Unterhaltung im Zug

«Das ist wohl das Ende der Atomkraft – oder der Anfang vom Ende,» meint die blon­de Frau im Zug zu ihrem Sohn, wäh­rend sie im Blick am Abend blät­tert. «Ausser in China,» erwi­dert die­ser tro­cken. Die Mitteilung, dass der chi­ne­si­sche Volkskongress heu­te einen mas­si­ven Ausbau der Kernenergie beschlos­sen hat, ist in der Rubrik «Absurdistan» gelandet.

Vor einer Woche wäre der Beschluss dem Boulevardblatt wohl kei­ne Zeile wert gewe­sen. Drei Schülerinnen, eben­falls im Blick am Abend blät­ternd, rät­seln: Was pas­siert eigent­lich, wenn man Radioaktivität erwischt? Schulterzucken – die eine mut­masst: «Ich glau­be, dir sel­ber macht es nichts, aber dei­nen Nachkommen…» Jemand aus dem Abteil neben­an hilft wei­ter: «Radioaktivität gibt Krebs.» Die Teenagerinnen blät­tern wei­ter: «Die Welt ist schon unge­recht. Uns in der Schweiz geht es immer so gut — hier gibt’s nie Erdbeben, und Tsunamis sowie­so nicht.» Sie zei­gen sich gegen­sei­tig die Bilder von Zerstörung und Leid und seuf­zen tief. Damit ist das Thema erledigt.

Für weit­aus mehr Gesprächsstoff sorgt Charly Sheen, der abge­setz­te Serienstar von «Two and a Half Men». Sein Grössenwahn könn­te dazu füh­ren, klagt die eine, dass die Geschichte nun gar nie ein rich­ti­ges Ende erhält. Damit müs­se man ange­sichts der wie­der­hol­ten Drogen- und Alkoholexzesse des Schauspielers rech­nen, was wirk­lich sehr ärger­lich sei. Die anschlies­sen­de Diskussion, ob Manschettenknöpfe mit ein­gra­vier­ten Initialen oder doch eher ein gemein­sa­mer Wellnesstag im Solbad Schönbühl inklu­si­ve Massage das geeig­ne­te Geburtstagsgeschenk für den Liebsten sei, fin­de ich eher langweilig.

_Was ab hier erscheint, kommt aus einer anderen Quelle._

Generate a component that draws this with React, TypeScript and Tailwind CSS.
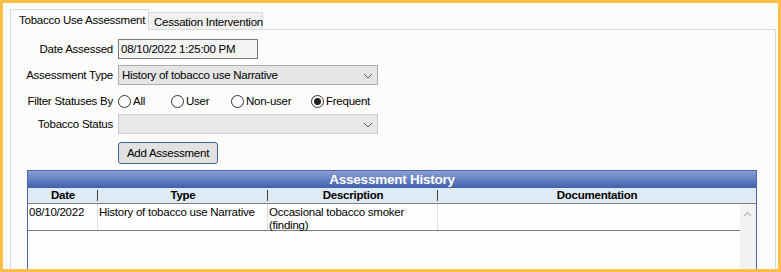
import React from "react";

const font = { fontFamily: '"Liberation Sans", Arial, sans-serif', letterSpacing: "-0.25px" };

function Chevron() {
  return (
    <svg width="10" height="6" viewBox="0 0 10 6" className="absolute right-[4px] top-[7px]">
      <path d="M1 1 L5 5 L9 1" fill="none" stroke="#555" strokeWidth="1" />
    </svg>
  );
}

function Radio({ label, checked }: { label: string; checked?: boolean }) {
  return (
    <div className="flex items-center">
      <div className="w-[13px] h-[13px] rounded-full border border-[#333] bg-white flex items-center justify-center">
        {checked && <div className="w-[7px] h-[7px] rounded-full bg-[#222]" />}
      </div>
      <span className="ml-[2px]">{label}</span>
    </div>
  );
}

export default function App() {
  return (
    <div className="w-[781px] h-[272px] border-[3px] border-[#fcbf49] bg-[#fcfdfa] overflow-hidden text-[11.5px] text-black leading-[14px] whitespace-nowrap" style={font}>
      <div className="pl-[7px] pr-[2px] pt-[6px]">
        {/* tabs */}
        <div className="flex items-end h-[20px] relative z-10">
          <div className="w-[139px] h-[21px] border border-b-0 border-[#d9d9d9] bg-[#fcfdfa] pl-[8px] pt-[3px] mb-[-1px]">
            Tobacco Use Assessment
          </div>
          <div className="w-[114px] h-[17px] border border-l-0 border-b-0 border-[#d9d9d9] bg-[#f0f0f0] pl-[5px] pt-[2px]">
            Cessation Intervention
          </div>
        </div>
        {/* panel */}
        <div className="border border-[#d9d9d9] h-[260px] pt-[9px]">
          <div className="flex items-center h-[20px]">
            <div className="w-[102px] text-right">Date Assessed</div>
            <div className="ml-[5px] w-[140px] h-[20px] border border-[#7a7a7a] bg-[#f3f3f3] pl-[2px] pt-[2px]">08/10/2022 1:25:00 PM</div>
          </div>
          <div className="flex items-center h-[20px] mt-[6px]">
            <div className="w-[102px] text-right">Assessment Type</div>
            <div className="relative ml-[5px] w-[260px] h-[20px] border border-[#adadad] bg-[#e5e5e5] pl-[3px] pt-[2px]">
              History of tobacco use Narrative
              <Chevron />
            </div>
          </div>
          <div className="flex items-center h-[20px] mt-[6px]">
            <div className="w-[102px] text-right">Filter Statuses By</div>
            <div className="ml-[5px] flex">
              <div className="w-[53px]"><Radio label="All" /></div>
              <div className="w-[60px]"><Radio label="User" /></div>
              <div className="w-[80px]"><Radio label="Non-user" /></div>
              <Radio label="Frequent" checked />
            </div>
          </div>
          <div className="flex items-center h-[20px] mt-[3px]">
            <div className="w-[102px] text-right">Tobacco Status</div>
            <div className="relative ml-[5px] w-[260px] h-[20px] border border-[#cccccc] bg-[#e8e8e8]">
              <Chevron />
            </div>
          </div>
          <div className="flex mt-[8px]">
            <div className="ml-[107px] w-[100px] h-[22px] rounded-[3px] border border-[#3e6790] bg-[#e1e1e1] flex items-center justify-center">
              Add Assessment
            </div>
          </div>
          {/* grid */}
          <div className="ml-[16px] mt-[6px] w-[730px] h-[120px] border-x border-[#4f66a6] bg-[#fefefe]">
            <div className="h-[18px] border-t border-[#4f66a6] bg-gradient-to-b from-[#8a9fd6] to-[#4260ad] text-white font-bold text-[13.5px] leading-[17px] text-center">
              Assessment History
            </div>
            <div className="flex h-[16px] bg-[#deebf5] border-b border-[#808080] font-bold leading-[15px] relative">
              <div className="w-[70px] text-center relative">Date<div className="absolute right-0 top-[2px] h-[11px] border-r border-[#444]" /></div>
              <div className="w-[170px] text-center relative">Type<div className="absolute right-0 top-[2px] h-[11px] border-r border-[#444]" /></div>
              <div className="w-[170px] text-center relative">Description<div className="absolute right-0 top-[2px] h-[11px] border-r border-[#444]" /></div>
              <div className="flex-1 text-center">Documentation</div>
            </div>
            <div className="flex">
              <div className="w-[712px]">
                <div className="flex h-[27px] border-b border-[#808080] leading-[13px]">
                  <div className="w-[70px] border-r border-[#e0e0e0] pl-[1px] pt-[2px]">08/10/2022</div>
                  <div className="w-[170px] border-r border-[#e0e0e0] pl-[1px] pt-[2px]">History of tobacco use Narrative</div>
                  <div className="w-[170px] border-r border-[#e0e0e0] pl-[1px] pt-[2px] whitespace-normal">Occasional tobacco smoker (finding)</div>
                  <div className="flex-1" />
                </div>
              </div>
              <div className="w-[16px] h-[80px] bg-[#f2f2f2] relative">
                <svg width="9" height="6" viewBox="0 0 9 6" className="absolute left-[3px] top-[7px]">
                  <path d="M1 5 L4.5 1.5 L8 5" fill="none" stroke="#c0c0c0" strokeWidth="1.5" />
                </svg>
              </div>
            </div>
          </div>
        </div>
      </div>
    </div>
  );
}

Also blät­te­re auch ich in besag­tem Gratisblatt. Und sie­he da: Eine gan­ze Seite ist, unter dem Titel «Der GAU im Körper», den Auswirkungen radio­ak­ti­ver Strahlungen auf den mensch­li­chen Körper gewid­met. Liebe Mädchen – wie konn­tet ihr das über­se­hen! Hier steht es schwarz auf weiss: «Akute Strahlenkrankheit führt zu sofor­ti­ger Übelkeit und Schwäche. Dann folgt die soge­nann­te «Walking-Ghost-Phase», bei der man sich meh­re­re Tage wohl füh­len kann, bevor die Sterbephase ein­ge­lei­tet wird: Zelltod im Magen-Darmtrakt, star­ker Durchfall, Blutungen, Tod innert weni­ger Tage.»

Oder woll­tet ihr es gar nicht so genau wis­sen? Genauso wenig, wie die wei­te­ren Ausführungen auf der glei­chen Zeitungsseite, betref­fend die schät­zungs­wei­se 25’000 Aufräumarbeiter von Tschernobyl, die an den Folgen der radio­ak­ti­ven Strahlung gestor­ben sind und die Krebserkrankungen, die sich nach dem Reaktorunfall von 1986 in der Region häuf­ten? Warum lie­fert euch der skan­dal­um­wit­ter­te Hollywood-Schauspieler mit sei­nen Glamour-Geschichten mehr Gesprächsstoff als die Katastrophe in Japan? Und wes­halb inter­es­siert der Ausgang einer fik­ti­ven Sitcom mehr als die rea­le Tragödie im fer­nen Osten? Eine Tragödie nota­be­ne, die Fragen auf­wirft, die uns ganz direkt betreffen.

Deshalb müss­te die abge­bro­che­ne Sitcom unbe­dingt fort­ge­setzt wer­den. Aus Aktualitätsgründen mit einem tra­gi­schen Helden, der in eine Atomkatastrophe gerät und an radio­ak­ti­ver Verseuchung erkrankt — oder bes­ser noch — dar­an stirbt.